Millions of people pray every day, from help on a math test to curing a life-threatening illness. And while some prayers are answered others are not, leaving many people to ask if prayer works.
When South Carolina running back Marcus Lattimore suffered a season-ending knee injury against Tennessee in October, 80,000 fans grew silent in Columbia. Fans knew a second serious injury could end Lattimore's dream of playing in the NFL.
Shortly after the disappointment, something amazing happened on Lattimore's Facebook page.
More than 70,000 people were there.
"Every comment was not a comment about football," Lattimore pastor Rev. Edward McDowell said. "It was about prayer. 'Marcus, we're praying for you.' And I think that's important."
McDowell is the senior pastor at Silver Hill Memorial United Methodist Church in Spartanburg where Lattimore and his mother have been fixtures for years. He said church members literally huddled around Lattimore after both of his knee injuries and felt his own prayer life would make a difference in his future.
Recently, Lattimore told NFL teams that his knee rehab is ahead of schedule and he should be ready to play this fall. His surgeon said his progress is nothing short of a miracle.
Yet not everyone is convinced. For years, researchers have tried to measure the effects of prayer on people, especially with regard to healing.
Furman Chaplain Vaughn Crowetipton said it's difficult to quantify the power of prayer since there is no real way to know how many people are truly praying for a person in need. He said results are all over the board.
A 2006 study by leading cardiologists concluded that prayer did not make any difference and could even make it worse.
"What tended to happen was, as people were told in the context of the study that we're praying for you, that there was almost an anxiety about that I need to get better since somebody's praying for me or conversely, I didn't know I was so bad that I needed praying for," Crowetipton said.
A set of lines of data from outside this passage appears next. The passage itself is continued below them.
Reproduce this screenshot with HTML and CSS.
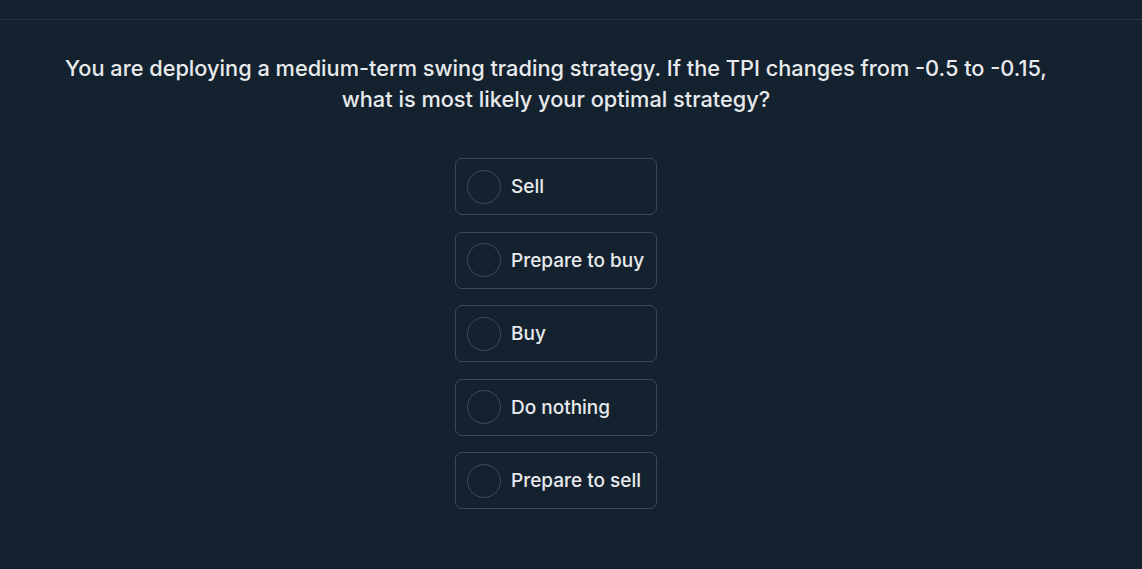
FILE: index.html
```html
<!DOCTYPE html>
<html>
<head>
<meta charset="utf-8">
<link rel="stylesheet" href="styles.css">
</head>
<body>
<div class="topbar"></div>
<main class="quiz">
  <h1 class="question">You are deploying a medium-term swing trading strategy. If the TPI changes from -0.5 to -0.15, what is most likely your optimal strategy?</h1>
  <div class="options">
    <label class="option"><span class="radio"></span><span class="label">Sell</span></label>
    <label class="option"><span class="radio"></span><span class="label">Prepare to buy</span></label>
    <label class="option"><span class="radio"></span><span class="label">Buy</span></label>
    <label class="option"><span class="radio"></span><span class="label">Do nothing</span></label>
    <label class="option"><span class="radio"></span><span class="label">Prepare to sell</span></label>
  </div>
</main>
</body>
</html>
```
FILE: styles.css
```css
html, body {
  margin: 0;
  padding: 0;
  background: #142230;
  height: 100%;
}
body {
  font-family: Inter, "Noto Sans", sans-serif;
  color: #e8eaec;
}
.topbar {
  height: 19px;
  border-bottom: 1px solid #253543;
}
.quiz {
  padding-right: 30px;
  display: flex;
  flex-direction: column;
  align-items: center;
}
.question {
  margin: 33px 0 0;
  width: 1000px;
  font-size: 21.75px;
  font-weight: 500;
  line-height: 31px;
  text-align: center;
}
.options {
  margin-top: 43px;
  display: flex;
  flex-direction: column;
  gap: 16.5px;
}
.option {
  box-sizing: border-box;
  width: 202px;
  height: 57px;
  border: 1px solid #3a4956;
  border-radius: 7px;
  display: flex;
  align-items: center;
  padding-left: 11px;
  gap: 10px;
}
.radio {
  box-sizing: border-box;
  width: 34px;
  height: 34px;
  border-radius: 50%;
  border: 1.5px solid #3d4c59;
  flex: none;
}
.label {
  font-size: 19px;
  font-weight: 500;
}
```
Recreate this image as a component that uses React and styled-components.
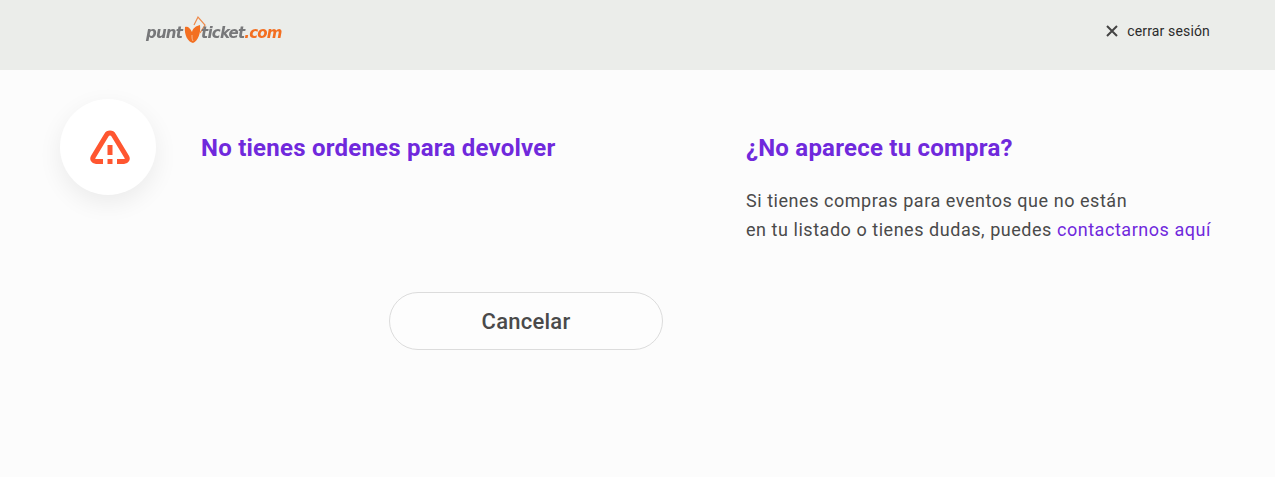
import styled, { createGlobalStyle } from 'styled-components'

const Global = createGlobalStyle`
  html, body {
    margin: 0;
    background: #fcfcfc;
    font-family: Roboto, "Liberation Sans", sans-serif;
  }
`

const Header = styled.header`
  height: 70px;
  background: #ebedea;
  display: flex;
  align-items: center;
  justify-content: space-between;
  padding: 0 65px 0 146px;
  box-sizing: border-box;
`

const Logo = styled.div`
  display: flex;
  align-items: flex-start;
  margin-top: -8px;
  font-family: "DejaVu Sans", sans-serif;
  font-style: italic;
  font-weight: 700;
  font-size: 15px;
  line-height: 16px;
  letter-spacing: -0.8px;
  filter: blur(0.35px);
`

const LogoPart = styled.span`
  color: ${(props) => props.color};
  padding-top: 11px;
`

const LogoMark = styled.svg`
  margin: 0 -5px 0 -2px;
`

const Logout = styled.a`
  display: flex;
  align-items: center;
  gap: 8px;
  font-size: 14px;
  letter-spacing: 0.15px;
  color: #2b2b2b;
  margin-top: -9px;
`

const Main = styled.main`
  display: grid;
  grid-template-columns: 686px 1fr;
  padding: 29px 60px 0;
  height: 407px;
  box-sizing: border-box;
`

const Left = styled.section`
  display: flex;
  flex-direction: column;
`

const Notice = styled.div`
  display: flex;
  gap: 45px;
  height: 193px;
`

const IconCircle = styled.div`
  width: 96px;
  height: 96px;
  border-radius: 50%;
  background: #fff;
  box-shadow: 0 8px 24px rgba(0, 0, 0, 0.07);
  display: flex;
  align-items: center;
  justify-content: center;
`

const AlertIcon = styled.svg`
  margin-left: 4px;
`

const Title = styled.h2`
  margin: 0;
  font-size: 24px;
  font-weight: 700;
  line-height: 32px;
  letter-spacing: 0.23px;
  color: #7029dc;
  padding-top: 33px;
`

const CancelRow = styled.div`
  display: flex;
  padding-left: 329px;
`

const CancelButton = styled.button`
  width: 274px;
  height: 58px;
  flex: none;
  border: 1px solid #dcdcdc;
  border-radius: 29px;
  background: #fdfdfd;
  color: #4a4a4a;
  font-family: inherit;
  font-size: 22px;
  font-weight: 500;
  letter-spacing: 0.24px;
`

const Help = styled.p`
  margin: 22px 0 0;
  font-size: 18px;
  line-height: 29px;
  letter-spacing: 0.54px;
  color: #4a4a4a;
`

const HelpLink = styled.a`
  color: #7029dc;
`

export default function App() {
  return (
    <>
      <Global />
      <Header>
        <Logo>
          <LogoPart color="#77787a">punt</LogoPart>
          <LogoMark width="26" height="34" viewBox="0 0 26 34">
            <path d="M5 13c3-1 5 1 7 5 1-4 4-6 8-7 1 8-2 16-7 18-5-1-9-8-8-16z" fill="#f36f21" />
            <path d="M12 21c0 3 0 4 1 6" stroke="#f9c9a8" strokeWidth="0.8" fill="none" />
            <path d="M14 11l4-8 7 8-5 8" stroke="#ee8a4a" strokeWidth="1.2" fill="none" />
          </LogoMark>
          <LogoPart color="#77787a">ticket</LogoPart>
          <LogoPart color="#f36f21">.com</LogoPart>
        </Logo>
        <Logout>
          <svg width="14" height="14" viewBox="0 0 14 14">
            <path d="M2 2l10 10M12 2L2 12" stroke="#444" strokeWidth="2" fill="none" />
          </svg>
          cerrar sesión
        </Logout>
      </Header>
      <Main>
        <Left>
          <Notice>
            <IconCircle>
              <AlertIcon width="40" height="36" viewBox="0 0 40 36">
                <path
                  d="M13 32.500H6c-2.500 0-4-2.500-2.800-4.600L16.500 6c1.500-2.700 5.500-2.700 7 0l13.300 21.900c1.200 2.100-.3 4.600-2.800 4.600H27"
                  stroke="#ff5630"
                  strokeWidth="5"
                  fill="none"
                />
                <path d="M20 16v10M20 30v5" stroke="#ff5630" strokeWidth="5" fill="none" />
              </AlertIcon>
            </IconCircle>
            <Title>No tienes ordenes para devolver</Title>
          </Notice>
          <CancelRow>
            <CancelButton>Cancelar</CancelButton>
          </CancelRow>
        </Left>
        <section>
          <Title>¿No aparece tu compra?</Title>
          <Help>
            Si tienes compras para eventos que no están
            <br />
            en tu listado o tienes dudas, puedes <HelpLink>contactarnos aquí</HelpLink>
          </Help>
        </section>
      </Main>
    </>
  )
}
However, Crowetipton said many studies have uncovered positive results. In her new book Indian University researcher Candy Brown found people who knew they were being prayed for felt cared for and were able to relax enough to allow their bodies to do what they're supposed to do - heal themselves.
Doug and Sue Dean of Greer will tell people that not only does prayer work, it is the very reason Sue is still alive.
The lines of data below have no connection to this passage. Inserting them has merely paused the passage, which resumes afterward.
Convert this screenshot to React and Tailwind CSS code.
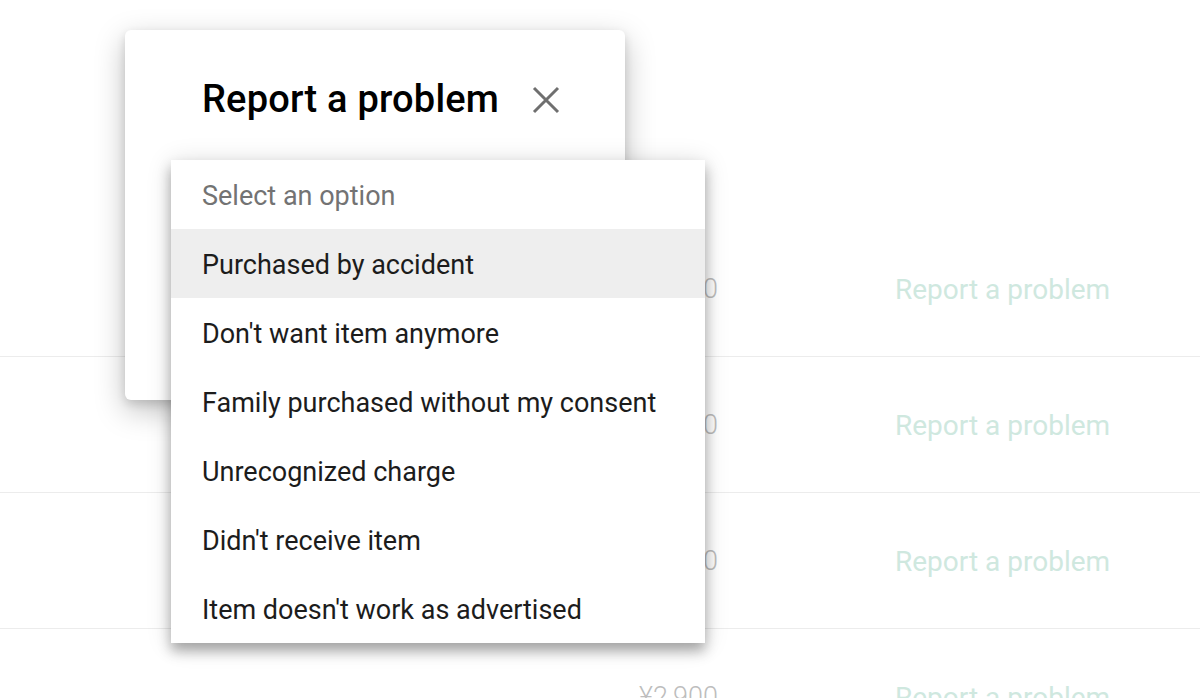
import React from "react";

const rows = ["¥2,900", "¥2,900", "¥2,900", "¥2,900"];

const options = [
  "Purchased by accident",
  "Don't want item anymore",
  "Family purchased without my consent",
  "Unrecognized charge",
  "Didn't receive item",
  "Item doesn't work as advertised",
];

const CloseIcon = () => (
  <svg width="28" height="28" viewBox="0 0 28 28" className="text-[#6f6f6f]">
    <path d="M2 2 L26 26 M26 2 L2 26" stroke="currentColor" strokeWidth="3" fill="none" />
  </svg>
);

const PurchaseRow = ({ price }) => (
  <div className="flex h-[136px] items-center border-b border-[#ececec] pt-[2px]">
    <div className="w-[718px] text-right text-[27px] font-light text-[#bdbdbd]">{price}</div>
    <div className="ml-[177px] text-[28px] text-[#cfe8df]">Report a problem</div>
  </div>
);

export default function App() {
  return (
    <div className="relative h-[698px] w-[1200px] overflow-hidden bg-white font-['Roboto',sans-serif]">
      {/* order history behind the dialog */}
      <div className="pt-[221px]">
        {rows.map((p, i) => (
          <PurchaseRow key={i} price={p} />
        ))}
      </div>

      {/* dialog */}
      <div className="absolute left-[125px] top-[30px] h-[370px] w-[500px] rounded-[6px] bg-white shadow-[0_10px_30px_rgba(0,0,0,0.25),0_4px_10px_rgba(0,0,0,0.12)]">
        <div className="flex items-center pl-[77px] pt-[47px]">
          <h1 className="text-[38px] font-medium leading-[44px] tracking-[0.2px] text-black">
            Report a problem
          </h1>
          <button className="ml-[33px] mt-[2px]">
            <CloseIcon />
          </button>
        </div>
      </div>

      {/* open select menu */}
      <div className="absolute left-[171px] top-[160px] w-[534px] bg-white shadow-[0_8px_12px_rgba(0,0,0,0.3),0_2px_24px_rgba(0,0,0,0.14)]">
        <div className="flex h-[69px] items-center pl-[31px] pt-[3px] text-[27px] text-[#737373]">
          Select an option
        </div>
        {options.map((o, i) => (
          <div
            key={o}
            className={`flex h-[69px] items-center pl-[31px] pt-[3px] text-[27px] text-[#1c1c1c] ${
              i === 0 ? "bg-[#eeeeee]" : ""
            }`}
          >
            {o}
          </div>
        ))}
      </div>
    </div>
  );
}
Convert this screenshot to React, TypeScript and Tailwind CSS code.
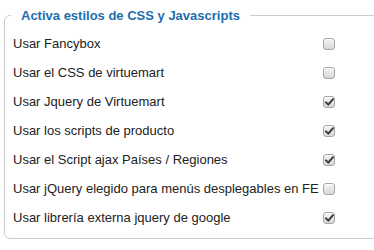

A few weeks after they were engaged in April of 1991, a doctor told them Sue Dean had Lymphoma and there was a 50 percent chance she would survive. After nine months of chemotherapy and radiation, she survived.
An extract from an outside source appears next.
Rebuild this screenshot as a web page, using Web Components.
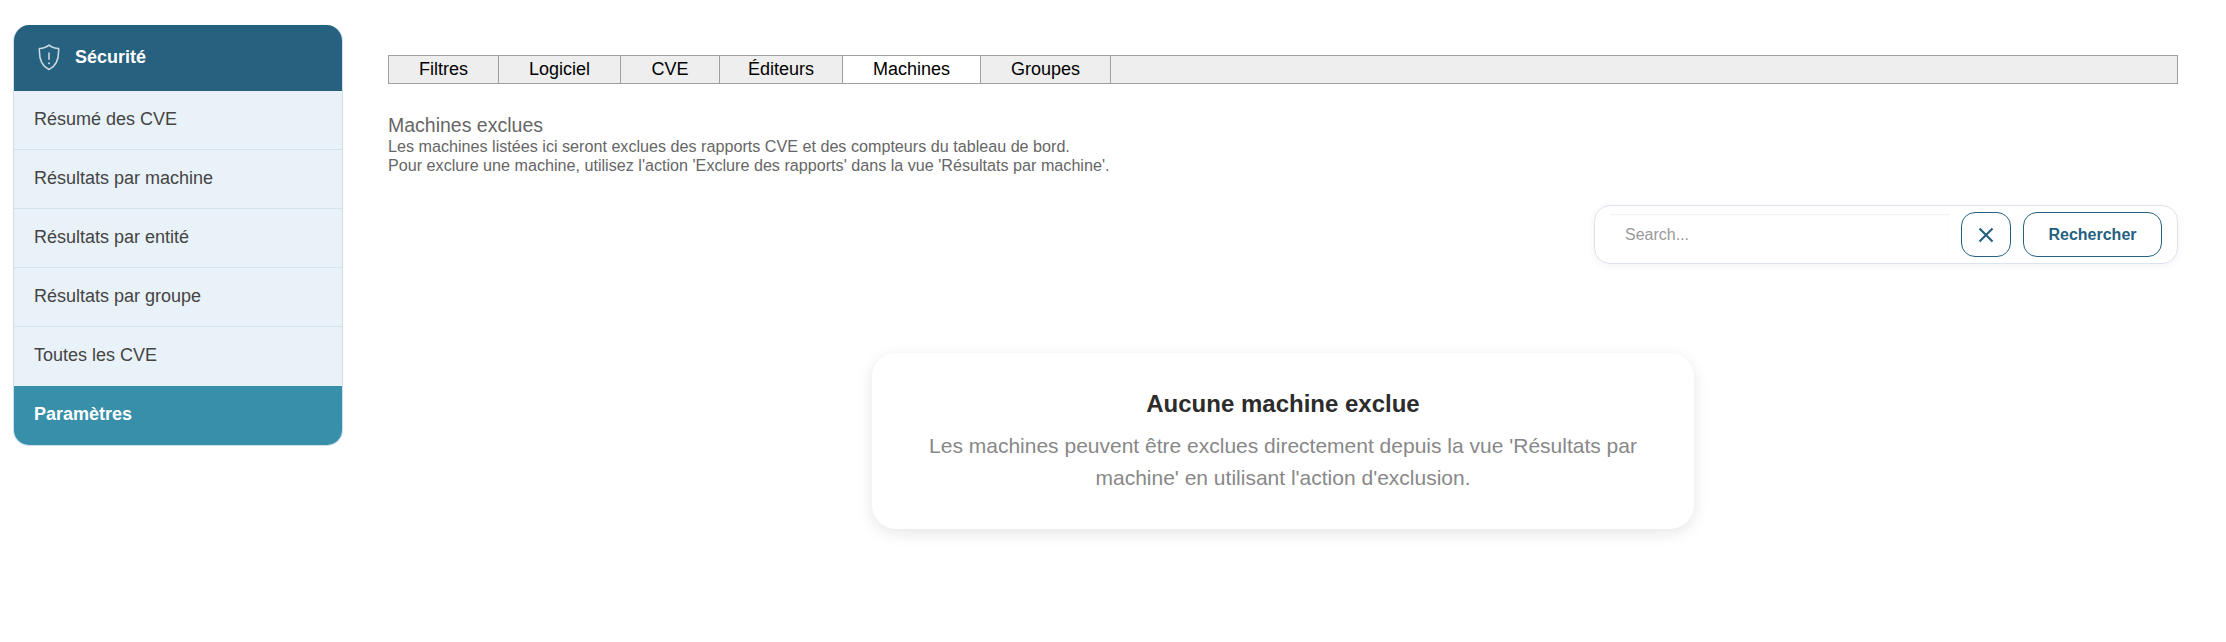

Nearly 20 years later, the ugly "C" word was back after Sue Dean was diagnosed with bi-lateral breast cancer. This time, the Deans said their faith was much stronger and church members surrounded them with prayer immediately.
The Deans would need that faith and prayers, including Doug, who felt helpless because he could not fix his wife's problem. He said one day during a drive to work, he asked God, "What should I do?"
The message he received was to surrender all of his fears about his future and let God take control.
"I can't give her up. I love her too much," Doug Dean said. "That's why you have to give her up. Back and forth, that struggle and trial. And even though I was thinking about it, I knew I had to say those words out loud. Finally, it was Lord, 'OK, I give her up. She's yours. Make her healthy.'"
It would not be that easy, but after a double mastectomy, a follow-up surgery and five weeks of radiation, Sue Dean is cancer free. And she is better equipped to help her patients as a nurse with the Cancer Center of the Carolinas.
"And every day I pray that God uses me at my work to help someone else," Sue Dean said. "It's one of the reasons she went through this. Both times. I know that's why I had to go through this. So, I can understand how my patients feel."
While scientists have had a perplexing time wrapping their brains around prayer and how it affects humans, others who've stared down some of life's greatest challenges don't need results from a medical journal to answer the question, "Does prayer work?"
"There is power in prayer," the Deans said. "Absolutely, there is power in prayer."